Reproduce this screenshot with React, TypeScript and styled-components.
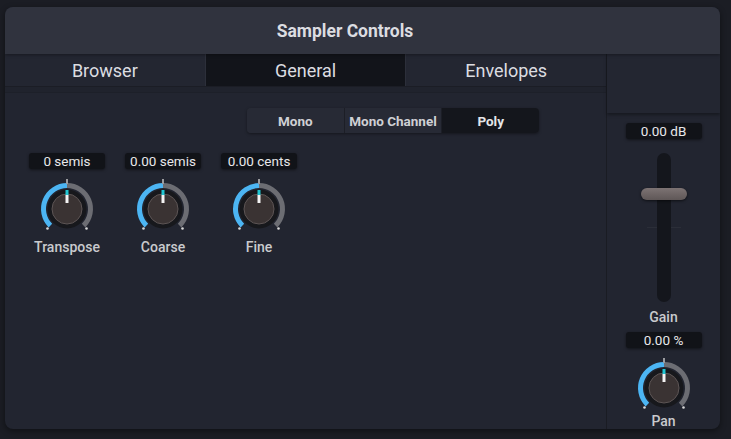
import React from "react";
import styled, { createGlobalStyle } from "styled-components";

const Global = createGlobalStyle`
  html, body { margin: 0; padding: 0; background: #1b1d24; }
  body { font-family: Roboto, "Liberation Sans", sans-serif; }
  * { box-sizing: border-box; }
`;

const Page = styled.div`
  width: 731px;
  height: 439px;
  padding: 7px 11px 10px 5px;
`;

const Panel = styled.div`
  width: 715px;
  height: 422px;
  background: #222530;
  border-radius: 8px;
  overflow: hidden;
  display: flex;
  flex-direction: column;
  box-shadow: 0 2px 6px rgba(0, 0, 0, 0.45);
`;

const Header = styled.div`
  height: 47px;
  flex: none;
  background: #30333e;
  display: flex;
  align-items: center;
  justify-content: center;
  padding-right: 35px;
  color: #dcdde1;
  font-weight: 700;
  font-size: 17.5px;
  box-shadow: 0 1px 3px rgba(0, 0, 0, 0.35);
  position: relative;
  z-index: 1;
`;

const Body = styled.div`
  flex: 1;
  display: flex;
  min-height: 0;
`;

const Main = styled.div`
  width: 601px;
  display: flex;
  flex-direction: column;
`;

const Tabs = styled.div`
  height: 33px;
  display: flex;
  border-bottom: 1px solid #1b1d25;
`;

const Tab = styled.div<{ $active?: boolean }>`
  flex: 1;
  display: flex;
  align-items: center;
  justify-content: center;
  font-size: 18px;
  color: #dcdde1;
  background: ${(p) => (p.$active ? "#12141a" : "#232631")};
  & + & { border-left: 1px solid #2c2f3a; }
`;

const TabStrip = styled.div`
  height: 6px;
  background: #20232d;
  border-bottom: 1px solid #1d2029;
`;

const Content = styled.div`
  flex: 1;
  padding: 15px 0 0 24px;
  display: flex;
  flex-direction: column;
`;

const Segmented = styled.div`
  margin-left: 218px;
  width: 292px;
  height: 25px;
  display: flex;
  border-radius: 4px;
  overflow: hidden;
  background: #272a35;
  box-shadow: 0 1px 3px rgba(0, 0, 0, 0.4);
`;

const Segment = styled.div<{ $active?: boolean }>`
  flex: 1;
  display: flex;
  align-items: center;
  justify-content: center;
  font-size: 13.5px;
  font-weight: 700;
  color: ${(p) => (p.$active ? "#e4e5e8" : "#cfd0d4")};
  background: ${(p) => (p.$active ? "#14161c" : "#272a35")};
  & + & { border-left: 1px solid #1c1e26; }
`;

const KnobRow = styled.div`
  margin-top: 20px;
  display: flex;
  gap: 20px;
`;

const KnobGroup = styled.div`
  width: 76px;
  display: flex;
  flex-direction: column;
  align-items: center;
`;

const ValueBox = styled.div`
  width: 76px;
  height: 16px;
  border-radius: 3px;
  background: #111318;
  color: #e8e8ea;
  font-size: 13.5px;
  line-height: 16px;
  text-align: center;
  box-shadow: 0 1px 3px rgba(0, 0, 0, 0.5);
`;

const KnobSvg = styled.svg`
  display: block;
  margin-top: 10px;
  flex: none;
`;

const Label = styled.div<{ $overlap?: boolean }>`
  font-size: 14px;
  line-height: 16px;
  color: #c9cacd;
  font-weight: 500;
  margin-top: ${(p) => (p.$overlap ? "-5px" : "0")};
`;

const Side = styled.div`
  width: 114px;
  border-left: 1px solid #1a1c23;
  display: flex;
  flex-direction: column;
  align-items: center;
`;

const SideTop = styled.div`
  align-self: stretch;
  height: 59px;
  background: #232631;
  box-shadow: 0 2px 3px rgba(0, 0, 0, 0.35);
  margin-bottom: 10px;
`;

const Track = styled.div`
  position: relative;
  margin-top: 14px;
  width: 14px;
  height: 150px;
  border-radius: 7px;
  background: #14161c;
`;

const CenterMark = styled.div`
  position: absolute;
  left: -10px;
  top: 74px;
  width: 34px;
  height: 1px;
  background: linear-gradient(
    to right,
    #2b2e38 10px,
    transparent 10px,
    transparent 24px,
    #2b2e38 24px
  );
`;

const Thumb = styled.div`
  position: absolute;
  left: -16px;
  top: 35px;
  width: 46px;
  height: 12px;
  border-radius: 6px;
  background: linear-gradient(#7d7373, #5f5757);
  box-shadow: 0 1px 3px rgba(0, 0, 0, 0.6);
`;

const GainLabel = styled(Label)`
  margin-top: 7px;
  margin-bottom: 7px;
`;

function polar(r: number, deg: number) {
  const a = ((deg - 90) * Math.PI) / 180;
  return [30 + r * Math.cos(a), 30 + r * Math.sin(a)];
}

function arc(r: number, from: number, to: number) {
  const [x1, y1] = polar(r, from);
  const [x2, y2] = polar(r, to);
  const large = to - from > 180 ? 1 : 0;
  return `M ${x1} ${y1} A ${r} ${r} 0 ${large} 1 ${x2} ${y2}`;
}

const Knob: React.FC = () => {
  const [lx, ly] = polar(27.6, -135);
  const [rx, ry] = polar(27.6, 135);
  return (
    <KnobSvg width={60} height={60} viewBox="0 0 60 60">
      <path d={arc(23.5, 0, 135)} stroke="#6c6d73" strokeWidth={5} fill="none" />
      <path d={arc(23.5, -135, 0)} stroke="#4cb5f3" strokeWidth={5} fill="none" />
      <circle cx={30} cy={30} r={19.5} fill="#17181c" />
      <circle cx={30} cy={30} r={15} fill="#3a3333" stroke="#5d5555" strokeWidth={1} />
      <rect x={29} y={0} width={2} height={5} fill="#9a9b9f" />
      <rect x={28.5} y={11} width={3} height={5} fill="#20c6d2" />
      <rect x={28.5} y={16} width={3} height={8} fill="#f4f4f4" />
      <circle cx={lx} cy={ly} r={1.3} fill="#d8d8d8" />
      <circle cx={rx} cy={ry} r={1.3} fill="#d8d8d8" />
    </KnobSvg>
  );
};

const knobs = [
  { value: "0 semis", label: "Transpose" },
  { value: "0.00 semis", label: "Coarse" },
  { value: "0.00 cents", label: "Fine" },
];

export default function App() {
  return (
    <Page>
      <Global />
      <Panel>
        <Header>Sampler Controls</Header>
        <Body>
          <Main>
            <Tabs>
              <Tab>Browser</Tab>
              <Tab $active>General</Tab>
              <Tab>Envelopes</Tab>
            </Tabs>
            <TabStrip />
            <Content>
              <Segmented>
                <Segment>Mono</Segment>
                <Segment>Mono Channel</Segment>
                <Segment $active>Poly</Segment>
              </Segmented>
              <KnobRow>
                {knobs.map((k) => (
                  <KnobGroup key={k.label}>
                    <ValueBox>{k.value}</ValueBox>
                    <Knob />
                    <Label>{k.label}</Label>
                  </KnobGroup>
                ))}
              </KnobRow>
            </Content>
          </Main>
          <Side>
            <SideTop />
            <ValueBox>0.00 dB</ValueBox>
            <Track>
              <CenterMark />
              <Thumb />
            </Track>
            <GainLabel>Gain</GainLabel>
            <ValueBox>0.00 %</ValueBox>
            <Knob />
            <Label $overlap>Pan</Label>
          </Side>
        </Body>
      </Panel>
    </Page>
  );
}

******

### Short exercise
List each line holding the string "React".

### Output
Reproduce this screenshot with React, TypeScript and styled-components.
import React from "react";
const Knob: React.FC = () => {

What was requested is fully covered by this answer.